USA Today has several great stories featuring women's power in film. The first, Hollywood's power women shed light on movies this summer, talks about the successes of Sex and the City and Mamma Mia and what that could mean for the future.
For these two pictures, having female talent calling at least some of the shots made all the difference.Ok, how cool is it that they have my quote and then Diane English's quote. Could I be any more psyched? It's true that we have to build a market but the only way we can build the market is that if there are quality movies out there for us to see.

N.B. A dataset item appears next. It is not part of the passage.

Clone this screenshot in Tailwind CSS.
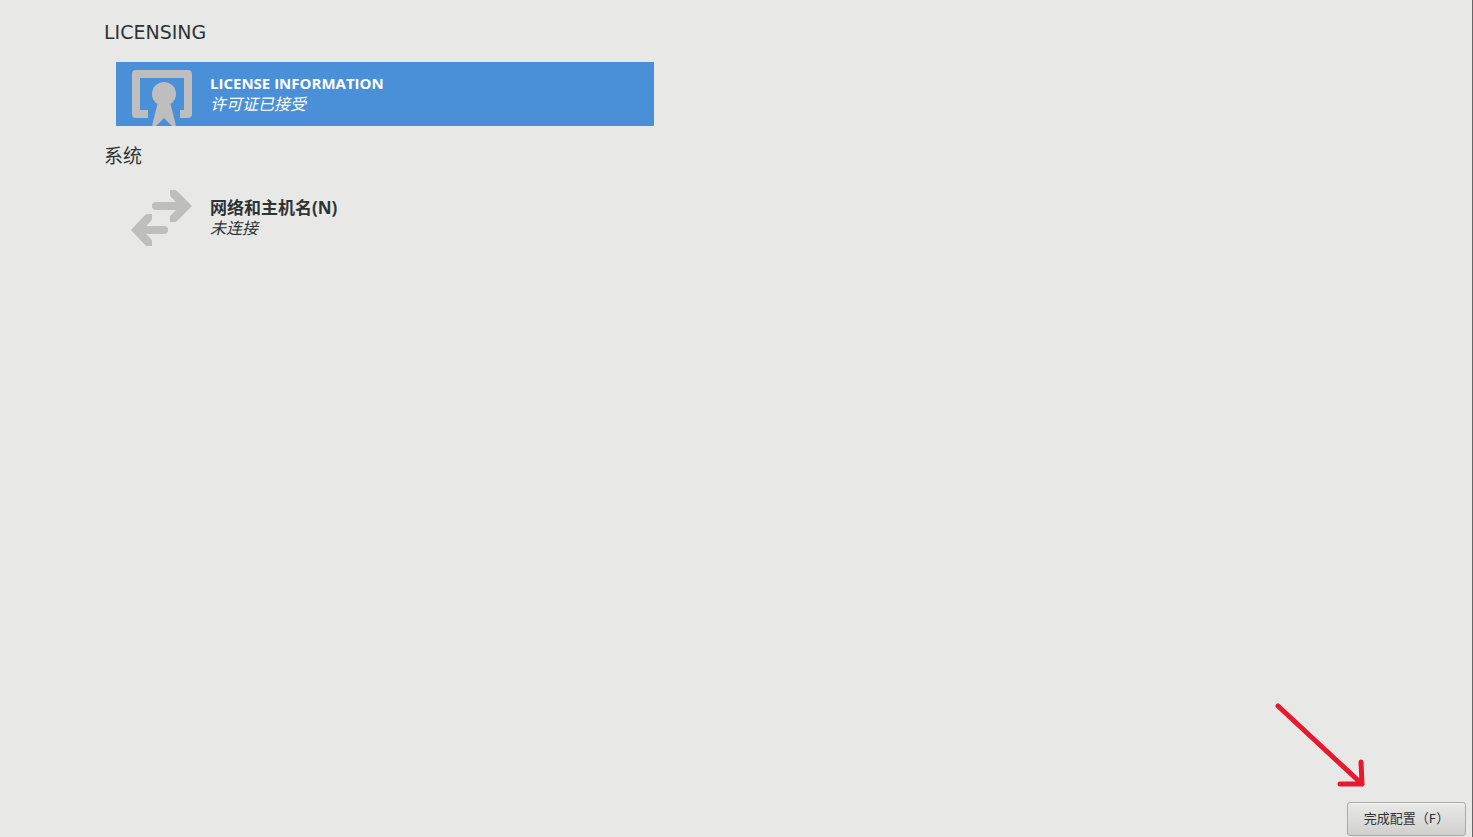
<!DOCTYPE html>
<html lang="zh-CN">
<head>
<meta charset="utf-8">
<meta name="viewport" content="width=device-width, initial-scale=1">
<title>初始设置</title>
<script src="https://cdn.jsdelivr.net/npm/@tailwindcss/browser@4"></script>
</head>
<body class="flex min-h-screen flex-col border-r border-[#666666] bg-[#e8e8e6] font-['DejaVu_Sans','Noto_Sans_CJK_SC',sans-serif] text-[#2e3436]">
<main class="flex-1 pt-[18px] pl-[104px]">
  <section>
    <h1 class="text-[19px] leading-7">LICENSING</h1>
    <button type="button" class="mt-4 ml-3 flex h-16 w-full max-w-[538px] bg-[#4a90d9] pl-3 text-left text-white">
      <svg class="h-16 w-16 shrink-0" viewBox="0 0 64 64" fill="#bebebe" aria-hidden="true">
        <path d="M8 8h52q4 0 4 4v40q0 4-4 4h-8v-8h4V16H12v32h8v8H8q-4 0-4-4V12q0-4 4-4z"/>
        <circle cx="36" cy="32" r="12"/>
        <path d="M30 40h12l6 24h-4l-8-8-8 8h-4z"/>
      </svg>
      <span class="ml-[18px] flex flex-col pt-[11px]">
        <span class="font-['Open_Sans','Noto_Sans_CJK_SC',sans-serif] text-[15px] leading-[21px] font-bold">LICENSE INFORMATION</span>
        <span class="text-base leading-[21px] italic">许可证已接受</span>
      </span>
    </button>
  </section>
  <section class="mt-4">
    <h1 class="text-[19px] leading-7">系统</h1>
    <button type="button" class="mt-4 ml-3 flex h-16 w-full max-w-[538px] pl-3 text-left">
      <svg class="h-16 w-16 shrink-0" viewBox="0 0 64 64" fill="#bebebe" aria-hidden="true">
        <path d="M42 4h4q2 0 3 1l15 15-15 15q-1 1-3 1h-4v-4q0-2 1-3l5-5H28a4 4 0 0 1 0-8h20l-5-5q-1-1-1-3z"/>
        <path d="M24 28h-4q-2 0-3 1L3 44l14 15q1 1 3 1h4v-4q0-2-1-3l-5-5h18a4 4 0 0 0 0-8H18l5-5q1-1 1-3z"/>
      </svg>
      <span class="ml-[18px] flex flex-col pt-[11px]">
        <span class="font-['Open_Sans','Noto_Sans_CJK_SC',sans-serif] text-[17px] leading-[21px] font-bold">网络和主机名(N)</span>
        <span class="text-base leading-[21px] italic">未连接</span>
      </span>
    </button>
  </section>
</main>
<footer class="flex justify-end pr-[6px] pb-px">
  <div class="relative">
    <svg class="pointer-events-none absolute right-[100px] bottom-[46px] h-[88px] w-[92px]" viewBox="0 0 92 88" fill="none" stroke="#e6192e" stroke-width="5" stroke-linecap="round" stroke-linejoin="round" aria-hidden="true">
      <path d="M4 4l84 78M87 60l1 22h-22"/>
    </svg>
    <button type="button" class="h-[34px] w-[119px] rounded-[3px] border border-[#a9aaa6] bg-linear-to-b from-[#e9e9e7] to-[#d0d0ce] text-[13px] whitespace-nowrap shadow-[inset_0_1px_0_#f5f5f4]">完成配置（F）</button>
  </div>
</footer>
</body>
</html>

"It absolutely matters who's behind the scenes," says Martha Lauzen, executive director of the Center for the Study of Women in Television and Film at San Diego State University. "When you have at least one woman in a position of power, such as an executive producer or director, you not only get more female characters, but more dimensional and powerful female characters."

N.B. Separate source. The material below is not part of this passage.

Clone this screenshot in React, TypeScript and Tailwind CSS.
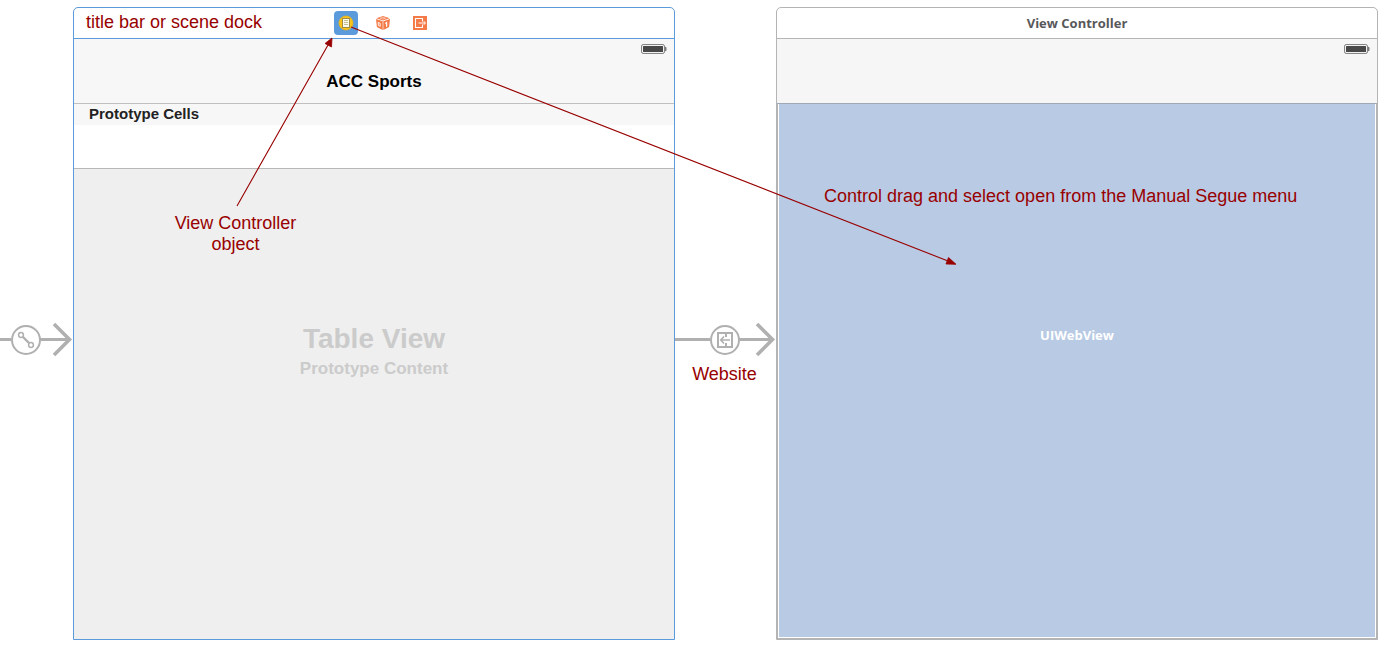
import type { ReactNode } from "react";

function Battery() {
  return (
    <svg width="26" height="12" viewBox="0 0 26 12" role="img" aria-label="Battery full">
      <rect x="0.6" y="1.6" width="22.8" height="8.8" rx="1.5" fill="#fff" stroke="#777" />
      <rect x="2" y="3" width="20" height="6" rx="0.5" fill="#484848" />
      <path d="M24.5 4v4h0.4q0.6-2 0-4z" fill="#666" stroke="#666" strokeWidth="0.6" />
    </svg>
  );
}

function DockButton({ label, selected, children }: { label: string; selected?: boolean; children: ReactNode }) {
  return (
    <button
      type="button"
      aria-label={label}
      className={
        selected
          ? "flex size-6 items-center justify-center rounded bg-[#5b9bdb]"
          : "flex size-6 items-center justify-center rounded"
      }
    >
      {children}
    </button>
  );
}

function ControllerIcon() {
  return (
    <svg width="16" height="16" viewBox="0 0 16 16">
      <circle cx="8" cy="8" r="7" fill="#fcc419" stroke="#e8b320" strokeWidth="0.8" />
      <rect x="4.5" y="3.5" width="7" height="9" fill="#fffbea" stroke="#a08a45" />
      <path d="M6 5.5h4M6 7.5h4M6 9.5h4" stroke="#c0b68c" strokeWidth="0.9" />
    </svg>
  );
}

function ResponderIcon() {
  return (
    <svg width="16" height="16" viewBox="0 0 16 16">
      <path d="M8 1 14.6 3.2 8 5.6 1.4 3.2z" fill="#f47a48" />
      <path d="M1 4 7.7 6.3V15L1.9 12z" fill="#f47a48" />
      <path d="M15 4 8.3 6.3V15l5.8-3z" fill="#f47a48" />
      <path d="M5.2 3.2l2.6-0.8 2.8 0.8-2.7 0.9z" fill="none" stroke="#fff" strokeWidth="0.5" />
      <path d="M3.2 7.4l2 0.8v3.1L3.4 10.4z" fill="none" stroke="#fff" strokeWidth="0.9" />
      <path d="M10.3 8.6l1.3-1v4.2" fill="none" stroke="#fff" strokeWidth="1.2" />
    </svg>
  );
}

function ExitIcon() {
  return (
    <svg width="14" height="14" viewBox="0 0 14 14">
      <rect width="14" height="14" fill="#f47a48" />
      <path d="M9.5 5.5v-3h-7v9h7v-3" fill="none" stroke="#fff" strokeWidth="1.1" />
      <path d="M5.5 7H12M10.8 5.2 12.5 7l-1.7 1.8" fill="none" stroke="#fff" />
    </svg>
  );
}

function SegueArrow({ length, children }: { length: "entry" | "link"; children: ReactNode }) {
  const shift = length === "entry" ? 0 : 4;
  const width = 62 + shift;
  return (
    <div className="flex items-center">
      <span className={length === "entry" ? "h-[3px] w-[11px] bg-[#b0b0b0]" : "h-[3px] w-[35px] bg-[#b0b0b0]"} />
      <svg width={width} height="35" viewBox={`0 0 ${width} 35`} fill="none" stroke="#b0b0b0" className="shrink-0">
        <path d={`M29 17.5H${58 + shift}`} strokeWidth="3" />
        <path d={`M${43 + shift} 2 ${58.5 + shift} 17.5 ${43 + shift} 33`} strokeWidth="3.6" />
        <circle cx="15" cy="18" r="14" strokeWidth="2" fill="#fff" />
        {children}
      </svg>
    </div>
  );
}

export default function App() {
  return (
    <main className="relative flex min-h-screen overflow-hidden bg-white pt-[7px] pr-[6px] pb-[6px] font-['Liberation_Sans',Arial,sans-serif]">
      <div className="w-[73px] shrink-0 pt-[315px]">
        <SegueArrow length="entry">
          <circle cx="10" cy="13" r="2.4" strokeWidth="1.5" />
          <circle cx="20" cy="23" r="2.4" strokeWidth="1.5" />
          <path d="M12 15l6 6" strokeWidth="2.4" />
        </SegueArrow>
      </div>

      <section className="flex min-w-0 flex-1 flex-col overflow-hidden rounded-t-[5px] border border-[#5b9bdb]">
        <header className="grid h-[31px] grid-cols-[1fr_auto_1fr] items-center border-b border-[#5b9bdb]">
          <p className="pb-0.5 pl-3 text-lg leading-7 whitespace-nowrap text-[#980000]">title bar or scene dock</p>
          <div className="flex gap-[13px] pl-[18px]">
            <DockButton label="View Controller" selected>
              <ControllerIcon />
            </DockButton>
            <DockButton label="First Responder">
              <ResponderIcon />
            </DockButton>
            <DockButton label="Exit">
              <ExitIcon />
            </DockButton>
          </div>
        </header>
        <div className="flex h-[65px] flex-col border-b border-[#c0c0c0] bg-[#f7f7f7]">
          <div className="flex justify-end pt-1 pr-[7px]">
            <Battery />
          </div>
          <h1 className="pt-4 text-center text-[17px] leading-[22px] font-bold text-black">ACC Sports</h1>
        </div>
        <h2 className="h-[21px] bg-[#f7f7f7] pl-[15px] text-[15px] leading-5 font-bold text-[#222]">Prototype Cells</h2>
        <div className="h-11 border-b border-[#b8b8b8] bg-white" />
        <div className="flex-1 bg-[#efefef] text-center font-bold text-[#cbcbcb]">
          <p className="pt-[154px] text-[28px] leading-8">Table View</p>
          <p className="pt-1 text-[17px] leading-5">Prototype Content</p>
        </div>
      </section>

      <div className="w-[101px] shrink-0 pt-[315px]">
        <SegueArrow length="link">
          <rect x="8" y="11" width="14" height="14" strokeWidth="2" />
          <path d="M16 11v4M16 21v4" strokeWidth="2" />
          <path d="M20 18H11M14 14.5 10.8 18l3.2 3.5" strokeWidth="1.7" />
        </SegueArrow>
        <p className="pt-[5px] pr-0.5 text-center text-lg leading-6 text-[#980000]">Website</p>
      </div>

      <section className="flex min-w-0 flex-1 flex-col overflow-hidden rounded-t-[5px] border border-[#b4b4b4]">
        <header className="h-[31px] border-b border-[#b4b4b4] text-center font-['Open_Sans',sans-serif] text-[13px] leading-[30px] font-bold text-[#58585a]">
          View Controller
        </header>
        <div className="flex h-[65px] justify-end border-b border-[#a0a8b4] bg-[#f6f6f6] pt-1 pr-[7px]">
          <Battery />
        </div>
        <div className="flex flex-1 border-r border-b border-l border-[#b4b4b4]">
          <div className="flex-1 border-r border-b border-l border-white bg-[#b9cae4] pt-[221px] text-center font-['Open_Sans',sans-serif] text-[13px] leading-5 font-bold text-white">
            UIWebView
          </div>
        </div>
      </section>

      <div className="pointer-events-none absolute inset-0 text-lg leading-[21px] text-[#980000]">
        <svg width="1384" height="646" viewBox="0 0 1384 646" className="absolute top-0 left-0" fill="#980000" stroke="#980000">
          <path d="M237 206 328 45M351 27 948 261" fill="none" strokeWidth="1.1" />
          <path d="M332 38 331.5 47 325 43.5z" strokeWidth="0.8" />
          <path d="M956 264.3 948.5 257.5 946 264z" strokeWidth="0.8" />
        </svg>
        <p className="absolute top-[213px] left-[165px] w-[141px] text-center">
          View Controller
          <br />
          object
        </p>
        <p className="absolute top-[186px] left-[824px] whitespace-nowrap">
          Control drag and select open from the Manual Segue menu
        </p>
      </div>
    </main>
  );
}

If Sex and the City and Mamma Mia! have proved anything, it's that it makes no difference to the bottom line if most men decide to steer clear. Women did it all by themselves.
And if female moviegoers want more of the same, they will have to continue to take a break from their busy routines and buy a ticket again.
"Go see a movie about women on the opening weekend, that is what matters to Hollywood," says Melissa Silverstein, who blogs on the Women & Hollywood site and contributes to the Huffington Post. "We need to build our economic power and prove we're a market."
Cash, at least, doesn't have a gender bias.
"The only thing that makes anyone pay attention is money," says Diane English, the creator of TV's Murphy Brown whose update of the 1939 Joan Crawford-Norma Shear classic The Women arrives Sept. 12.
"Anyone who thinks otherwise shouldn't be in this business. Young men under 25 keep seeing comic-book and slasher films, and that's why Hollywood makes them. If women want to change things, they can't wait for the DVD."
Women won't go see a piece a shit movie like a 25-year-old boy, its just not going to happen, so the quality of films and the marketing of these films is key. Hollywood really needs to figure out how to market to women. They spend so much money on research but can't figure out how to get our butts in the seats except for the biggest, most high profile films. I think that even the smaller films could find an audience if Hollywood cared enough to market to us properly. Their marketing kind of reminds me of not too long ago when all medical testing was done on men and then all the findings were extrapolated to include women. Women are not just smaller men, we are different. Why is that so hard to understand?